Grevillea mimosoides, commonly known as caustic bush, is a species of flowering plant in the family Proteaceae and is endemic to northern Australia. It is a shrub or small tree with curved, narrowly elliptic or egg-shaped leaves and greenish-white to cream-coloured or pale yellow flowers.

==Description==
Grevillea microstyla is shrub or tree that typically grows to a height of 2–10 m and has thick, furrowed grey bark. Its leaves are curved, narrowly elliptic to egg-shaped with the narrower end towards the base, 65–400 mm long and 6–50 mm wide. The flowers are usually arranged on the ends of branches in cylindrical clusters 120–150 mm long and are greenish-white to cream-coloured or pale yellow, the pistil 5–11 mm long and glabrous. Flowering occurs in most months with a peak from July to September, and the fruit is a flattened elliptic to oval follicle 14–25 mm long.

==Taxonomy==
Grevillea mimosoides was first formally described in 1810 by Robert Brown in Transactions of the Linnean Society of London from specimens collected near the coast of the Gulf of Carpentaria.

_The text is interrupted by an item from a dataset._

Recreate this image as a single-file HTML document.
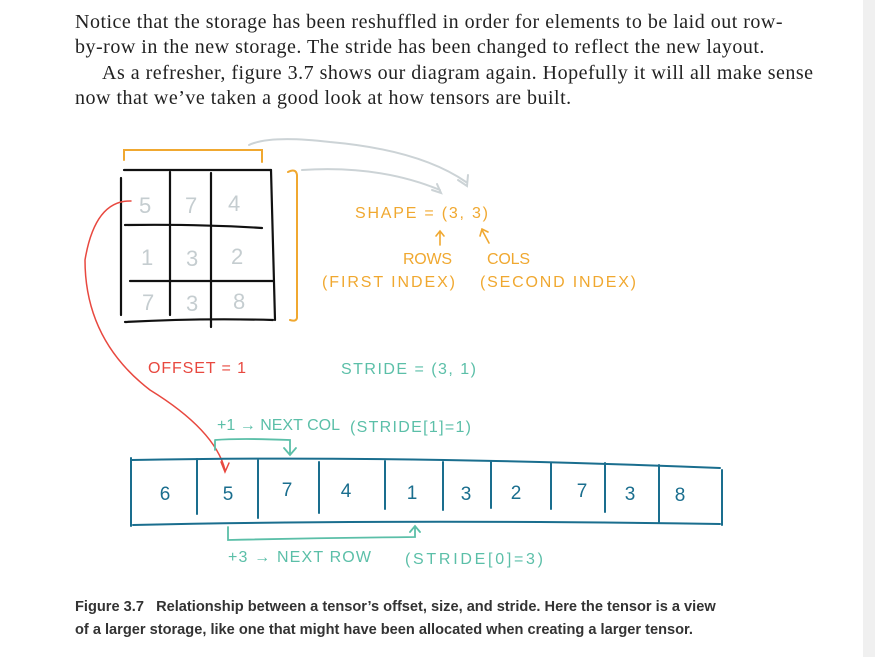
<!DOCTYPE html>
<html><head><meta charset="utf-8"><style>
body{margin:0;width:875px;height:657px;background:#fff;position:relative;overflow:hidden}
.side{position:absolute;left:863px;top:0;width:12px;height:657px;background:#f0f0f0}
.p{position:absolute;left:75px;font-family:"Liberation Serif",serif;font-size:20px;letter-spacing:0.5px;color:#222;white-space:nowrap}
.c{position:absolute;left:75px;font-family:"Liberation Sans",sans-serif;font-weight:bold;font-size:14.6px;color:#333;white-space:nowrap}
svg{position:absolute;left:0;top:0}
svg text{font-family:"Liberation Sans",sans-serif}
</style></head><body>
<div class="side"></div>
<div class="p" style="top:11px">Notice that the storage has been reshuffled in order for elements to be laid out row-</div>
<div class="p" style="top:36px">by-row in the new storage. The stride has been changed to reflect the new layout.</div>
<div class="p" style="top:62px;left:102px">As a refresher, figure 3.7 shows our diagram again. Hopefully it will all make sense</div>
<div class="p" style="top:87px">now that we’ve taken a good look at how tensors are built.</div>
<div class="c" style="top:599px">Figure 3.7&nbsp;&nbsp;&nbsp;Relationship between a tensor’s offset, size, and stride. Here the tensor is a view</div>
<div class="c" style="top:622px">of a larger storage, like one that might have been allocated when creating a larger tensor.</div>
<svg width="875" height="657" viewBox="0 0 875 657">
<g fill="none" stroke-linecap="round">
<path d="M124 160 V150 H262 V162" stroke="#f0a830" stroke-width="2"/>
<path d="M288 172 Q296 168 297 175 V318 Q296 322 290 320" stroke="#f0a830" stroke-width="2"/>
<path d="M249 145 Q270 135 330 142 Q420 150 466 182" stroke="#ccd3d6" stroke-width="2"/>
<path d="M458 180 L467 186 L468 175" stroke="#ccd3d6" stroke-width="2"/>
<path d="M302 170 Q380 165 440 190" stroke="#ccd3d6" stroke-width="2"/>
<path d="M432 190 L441 193 L437 184" stroke="#ccd3d6" stroke-width="2"/>
<g stroke="#111" stroke-width="2.2">
<path d="M124 170 H271"/><path d="M121 178 V315"/><path d="M271 170 L275 320"/>
<path d="M125 322 Q200 318 273 320"/>
<path d="M170 172 V315"/><path d="M211 173 V327"/>
<path d="M125 225 Q200 224 262 228"/><path d="M130 281 H273"/>
</g>
<path d="M131 201 Q95 200 85 260 Q85 340 150 390 Q215 430 225 470" stroke="#e8483f" stroke-width="1.5"/>
<path d="M221 462 L225 472 L229 463" stroke="#e8483f" stroke-width="1.5"/>
<path d="M440 245 V232 M436 236 L440 231 L444 236" stroke="#f0a830" stroke-width="1.6"/>
<path d="M489 243 L482 230 M480 236 L482 229 L488 232" stroke="#f0a830" stroke-width="1.6"/>
<g stroke="#1a6e8e" stroke-width="2">
<path d="M132 460 Q400 455 720 468"/><path d="M133 525 Q400 519 720 524"/>
<path d="M131 458 V526"/><path d="M722 470 V525"/>
<path d="M197 459 V514"/><path d="M258 460 V518"/><path d="M319 462 V513"/><path d="M385 461 V509"/>
<path d="M443 462 V510"/><path d="M491 462 V508"/><path d="M551 463 V509"/><path d="M605 463 V512"/>
<path d="M659 465 V523"/>
</g>
<path d="M215 441 V450 M215 440 Q240 438 290 440 V455 M284 448 L290 455 L296 448" stroke="#5bbfa8" stroke-width="1.8"/>
<path d="M228 527 V540 Q320 538 415 537 V527 M410 532 L415 526 L420 532" stroke="#5bbfa8" stroke-width="1.8"/>
</g>
<g font-size="22" fill="#c5cdd0">
<text x="139" y="213">5</text><text x="185" y="213">7</text><text x="228" y="211">4</text>
<text x="141" y="265">1</text><text x="186" y="266">3</text><text x="231" y="264">2</text>
<text x="142" y="310">7</text><text x="186" y="311">3</text><text x="233" y="309">8</text>
</g>
<g font-size="16" fill="#f0a830">
<text x="355" y="218" textLength="133">SHAPE = (3, 3)</text>
<text x="403" y="264" textLength="49">ROWS</text><text x="487" y="264" textLength="43">COLS</text>
<text x="322" y="287" textLength="133">(FIRST INDEX)</text><text x="480" y="287" textLength="156">(SECOND INDEX)</text>
</g>
<text x="148" y="373" font-size="16" fill="#e8483f" textLength="98">OFFSET = 1</text>
<g fill="#5bbfa8" font-size="16">
<text x="341" y="374" textLength="135">STRIDE = (3, 1)</text>
<text x="217" y="430" textLength="123">+1 → NEXT COL</text><text x="350" y="432" textLength="121">(STRIDE[1]=1)</text>
<text x="228" y="562" textLength="143">+3 → NEXT ROW</text><text x="405" y="564" textLength="138">(STRIDE[0]=3)</text>
</g>
<g fill="#1a6e8e" font-size="19" text-anchor="middle">
<text x="165" y="500">6</text><text x="228" y="500">5</text><text x="287" y="496">7</text><text x="346" y="497">4</text>
<text x="412" y="499">1</text><text x="466" y="500">3</text><text x="516" y="499">2</text><text x="582" y="497">7</text>
<text x="630" y="500">3</text><text x="680" y="501">8</text>
</g>
</svg>
</body></html>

The specific epithet (mimosoides) means "Mimosa-like".

==Distribution and habitat==
Caustic bush grows in shrubland or woodland, often in seasonally wet areas, and is found in the northern and western Kimberley region of Western Australia, the northern part of the Northern Territory, and north of Cloncurry, Chillagoe and Mareeba in northern Queensland.